The Division of Fire Prevention & Control told the PUC it supports technology investments (cameras, weather stations, fire‑behavior modeling) but urged minimum standards, data‑sharing agreements and use of advanced indices so PSPS are limited to days of genuinely elevated wildfire risk.

Von Jones, chief of wildland fire management at the Colorado Division of Fire Prevention & Control (DFPC), and deputy chief Paul Duarte presented DFPC’s operational perspective on the wildfire mitigation plan and PSPS decisions.

DFPC described its role supporting local fire agencies with incident management, intelligence, training and operational resources. Jones and Duarte said situational awareness — including weather stations, camera networks and real‑time fire modeling — is essential for early detection and for improving decision speed during incidents. They recommended establishing minimum standards and best practices for camera networks and promoted data‑sharing pathways so fire managers can access live feeds when fires are detected.

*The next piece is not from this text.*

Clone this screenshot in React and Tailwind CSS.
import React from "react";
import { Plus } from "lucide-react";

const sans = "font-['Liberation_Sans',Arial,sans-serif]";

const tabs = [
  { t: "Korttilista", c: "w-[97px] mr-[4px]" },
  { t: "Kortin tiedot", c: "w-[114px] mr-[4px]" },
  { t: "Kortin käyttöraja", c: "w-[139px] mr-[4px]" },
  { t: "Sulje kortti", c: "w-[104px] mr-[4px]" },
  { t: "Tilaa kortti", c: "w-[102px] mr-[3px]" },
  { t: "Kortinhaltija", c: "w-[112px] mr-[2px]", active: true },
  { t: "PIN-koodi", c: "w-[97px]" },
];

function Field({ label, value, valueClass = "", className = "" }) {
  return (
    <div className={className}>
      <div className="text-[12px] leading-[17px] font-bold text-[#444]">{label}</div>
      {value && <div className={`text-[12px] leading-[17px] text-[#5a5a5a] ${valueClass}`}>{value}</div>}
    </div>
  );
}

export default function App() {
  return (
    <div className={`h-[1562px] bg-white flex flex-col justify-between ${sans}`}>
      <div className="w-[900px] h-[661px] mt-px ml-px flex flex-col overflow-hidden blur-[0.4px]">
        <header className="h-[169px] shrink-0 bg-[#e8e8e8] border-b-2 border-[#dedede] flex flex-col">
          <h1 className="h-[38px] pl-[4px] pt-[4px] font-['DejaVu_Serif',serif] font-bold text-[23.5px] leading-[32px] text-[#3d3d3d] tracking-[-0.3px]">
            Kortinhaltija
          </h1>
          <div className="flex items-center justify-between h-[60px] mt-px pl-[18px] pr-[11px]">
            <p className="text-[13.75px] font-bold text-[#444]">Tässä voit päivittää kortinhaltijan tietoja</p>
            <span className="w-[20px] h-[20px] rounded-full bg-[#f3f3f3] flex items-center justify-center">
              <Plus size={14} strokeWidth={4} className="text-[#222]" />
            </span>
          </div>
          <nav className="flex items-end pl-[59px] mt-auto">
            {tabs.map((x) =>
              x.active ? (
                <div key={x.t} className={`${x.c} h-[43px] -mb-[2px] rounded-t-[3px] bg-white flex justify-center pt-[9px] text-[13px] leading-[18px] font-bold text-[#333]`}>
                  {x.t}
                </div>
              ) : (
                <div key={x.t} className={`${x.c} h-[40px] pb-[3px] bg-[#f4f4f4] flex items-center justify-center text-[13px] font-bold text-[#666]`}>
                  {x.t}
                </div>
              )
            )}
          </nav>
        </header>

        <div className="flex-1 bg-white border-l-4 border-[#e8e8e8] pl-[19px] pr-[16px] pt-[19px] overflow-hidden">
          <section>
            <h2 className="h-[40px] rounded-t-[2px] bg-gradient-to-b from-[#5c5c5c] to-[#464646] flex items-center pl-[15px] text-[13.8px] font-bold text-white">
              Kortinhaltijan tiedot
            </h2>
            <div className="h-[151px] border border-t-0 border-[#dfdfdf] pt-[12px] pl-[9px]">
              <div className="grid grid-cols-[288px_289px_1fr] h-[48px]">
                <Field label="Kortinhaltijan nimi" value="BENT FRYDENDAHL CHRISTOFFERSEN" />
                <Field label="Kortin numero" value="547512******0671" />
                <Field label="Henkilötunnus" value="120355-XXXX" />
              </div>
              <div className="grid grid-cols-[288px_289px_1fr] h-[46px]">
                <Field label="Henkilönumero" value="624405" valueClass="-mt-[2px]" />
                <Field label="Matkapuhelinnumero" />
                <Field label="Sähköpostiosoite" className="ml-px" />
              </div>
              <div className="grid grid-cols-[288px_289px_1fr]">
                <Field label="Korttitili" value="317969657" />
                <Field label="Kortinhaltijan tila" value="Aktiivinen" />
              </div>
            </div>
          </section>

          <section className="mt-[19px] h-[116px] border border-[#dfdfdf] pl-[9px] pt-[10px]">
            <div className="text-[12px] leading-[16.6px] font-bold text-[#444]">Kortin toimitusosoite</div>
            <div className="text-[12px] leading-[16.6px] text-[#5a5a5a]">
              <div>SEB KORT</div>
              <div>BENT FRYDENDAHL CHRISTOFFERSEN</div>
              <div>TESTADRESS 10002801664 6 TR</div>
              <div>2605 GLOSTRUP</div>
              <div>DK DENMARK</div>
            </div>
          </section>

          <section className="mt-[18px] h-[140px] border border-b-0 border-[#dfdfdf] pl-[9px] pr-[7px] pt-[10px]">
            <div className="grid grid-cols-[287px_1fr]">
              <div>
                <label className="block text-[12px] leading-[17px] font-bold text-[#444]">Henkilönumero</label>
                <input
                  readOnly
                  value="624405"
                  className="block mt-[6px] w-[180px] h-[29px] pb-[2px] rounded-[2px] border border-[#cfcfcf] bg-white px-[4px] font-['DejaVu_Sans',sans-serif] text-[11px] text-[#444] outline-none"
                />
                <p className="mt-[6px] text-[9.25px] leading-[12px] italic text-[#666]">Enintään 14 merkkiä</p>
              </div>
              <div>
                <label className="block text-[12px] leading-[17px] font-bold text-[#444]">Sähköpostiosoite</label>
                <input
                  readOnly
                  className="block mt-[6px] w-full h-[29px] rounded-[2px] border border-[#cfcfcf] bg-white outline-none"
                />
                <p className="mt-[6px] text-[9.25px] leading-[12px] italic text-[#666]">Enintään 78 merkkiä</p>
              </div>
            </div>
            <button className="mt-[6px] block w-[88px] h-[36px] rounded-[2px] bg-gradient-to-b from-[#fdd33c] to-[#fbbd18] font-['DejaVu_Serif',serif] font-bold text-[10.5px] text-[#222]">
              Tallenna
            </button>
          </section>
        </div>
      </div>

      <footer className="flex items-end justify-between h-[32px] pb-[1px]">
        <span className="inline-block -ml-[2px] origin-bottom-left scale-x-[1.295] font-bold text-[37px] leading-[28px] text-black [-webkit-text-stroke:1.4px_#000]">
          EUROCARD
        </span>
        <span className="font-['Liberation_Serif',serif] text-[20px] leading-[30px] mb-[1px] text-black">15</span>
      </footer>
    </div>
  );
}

DFPC recommended use of advanced indices and models (it has evaluated software such as Technosilva and currently uses a system referred to in testimony as "WiFi" for state operations) to avoid over‑reliance on high‑level red‑flag warnings alone. Duarte said DFPC would prefer multiple tools running in parallel to reduce single‑system dependency and that a more robust model provides better planning and early‑detection benefits.

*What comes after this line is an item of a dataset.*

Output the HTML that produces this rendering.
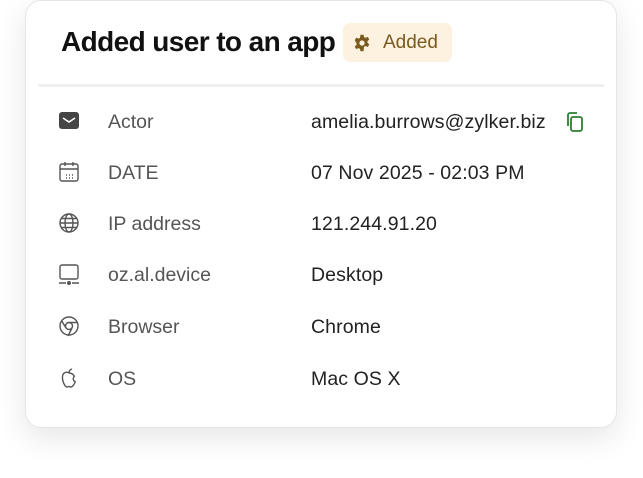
<!DOCTYPE html>
<html><head><style>
body{margin:0;width:643px;height:478px;background:#fff;font-family:"Liberation Sans",sans-serif;position:relative;overflow:hidden}
.card{position:absolute;left:25px;top:0;width:592px;height:428px;border:1px solid #e6e6e6;border-radius:16px;background:#fff;box-shadow:0 10px 30px rgba(0,0,0,0.10);box-sizing:border-box}
.title{position:absolute;left:61px;top:26px;font-size:28px;font-weight:bold;color:#111;letter-spacing:-0.6px}
.badge{position:absolute;left:343px;top:23px;width:109px;height:39px;background:#fdf2e0;border-radius:7px}
.badge span{position:absolute;left:40px;top:9px;font-size:19px;color:#7a5a1f}
.badge svg{position:absolute;left:10px;top:11px}
.div{position:absolute;left:38px;top:84px;width:566px;height:3px;background:#f0f0f0}
.row{position:absolute;left:0;width:643px;height:30px;font-size:19.5px}
.row .l{position:absolute;left:108px;top:4px;color:#555}
.row .v{position:absolute;left:311px;top:4px;color:#222;letter-spacing:0.1px}
.row svg{position:absolute;left:58px;top:3px}
</style></head><body>
<div class="card"></div>
<div class="title">Added user to an app</div>
<div class="badge"><svg width="18" height="18" viewBox="0 0 24 24"><path fill="#7a5a1f" d="M10 1h4l.7 3.2 2 1 3-1.3 2 3.4-2.4 2.2v2.2l2.4 2.2-2 3.4-3-1.3-2 1L14 23h-4l-.7-3.2-2-1-3 1.3-2-3.4 2.4-2.2v-2.2L2.3 8.3l2-3.4 3 1.3 2-1z"/><circle cx="12" cy="12" r="3.5" fill="#fdf2e0"/></svg><span>Added</span></div>
<div class="div"></div>

<div class="row" style="top:107px"><svg width="22" height="22" viewBox="0 0 22 22"><rect x="1" y="2" width="20" height="17" rx="3" fill="#444"/><path d="M5 8l6 4 6-4" stroke="#fff" stroke-width="1.6" fill="none"/></svg><span class="l">Actor</span><span class="v">amelia.burrows@zylker.biz</span>
<svg style="left:565px;top:4px" width="20" height="22" viewBox="0 0 20 22"><rect x="6" y="6" width="11" height="14" rx="2" fill="none" stroke="#2e7d32" stroke-width="1.8"/><path d="M3 15V4a2 2 0 0 1 2-2h7" fill="none" stroke="#2e7d32" stroke-width="1.8"/></svg></div>

<div class="row" style="top:158px"><svg width="22" height="22" viewBox="0 0 22 22" fill="none" stroke="#555" stroke-width="1.4"><rect x="2" y="3" width="18" height="17" rx="2"/><path d="M2 8h18M7 1v4M15 1v4"/><path d="M8 14h1M11 14h1M14 14h1M8 17h1M11 17h1M14 17h1" stroke-width="1.6"/></svg><span class="l">DATE</span><span class="v">07 Nov 2025 - 02:03 PM</span></div>

<div class="row" style="top:209px"><svg width="22" height="22" viewBox="0 0 22 22" fill="none" stroke="#555" stroke-width="1.4"><circle cx="11" cy="11" r="9"/><ellipse cx="11" cy="11" rx="4" ry="9"/><path d="M2 11h18M3.5 6.5h15M3.5 15.5h15"/></svg><span class="l">IP address</span><span class="v">121.244.91.20</span></div>

<div class="row" style="top:260px"><svg width="22" height="22" viewBox="0 0 22 22" fill="none" stroke="#555" stroke-width="1.4"><rect x="2" y="2" width="18" height="14" rx="2"/><path d="M1 20h7M14 20h7"/><circle cx="11" cy="20" r="1.3" fill="#555"/></svg><span class="l">oz.al.device</span><span class="v">Desktop</span></div>

<div class="row" style="top:312px"><svg width="22" height="22" viewBox="0 0 22 22" fill="none" stroke="#555" stroke-width="1.4"><circle cx="11" cy="11" r="9"/><circle cx="11" cy="11" r="3.5"/><path d="M11 7.5h8.5M8 13l-4.5-7.5M14 13l-4 8"/></svg><span class="l">Browser</span><span class="v">Chrome</span></div>

<div class="row" style="top:364px"><svg width="22" height="22" viewBox="0 0 22 22" fill="none" stroke="#555" stroke-width="1.4"><path d="M11 6c-2-1.5-6-1-6.5 3.5C4 14 7 20 9 20c1 0 1.3-.6 2-.6s1 .6 2 .6c1.5 0 3.5-3 4.2-5.2-2-.8-2.8-3.7-.8-5.6C15 7 13 6 11 6z"/><path d="M11 6c0-2 1-3.5 3-4"/></svg><span class="l">OS</span><span class="v">Mac OS X</span></div>
</body></html>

On PSPS, DFPC urged that shutoffs be reserved for objectively high‑risk days and should be guided by top scientific indices so utilities do not "cry wolf" on days of marginal risk. DFPC also said coordination between utilities, local emergency managers and state agencies must prioritize protecting life‑safety systems — for example, ensuring water pumping and refueling for ambulances remain available or are hardened where necessary.

DFPC described existing successful partnerships (including access to utility camera feeds) and offered to help set standards for data formats and sharing so investments are interoperable and useful to local responders.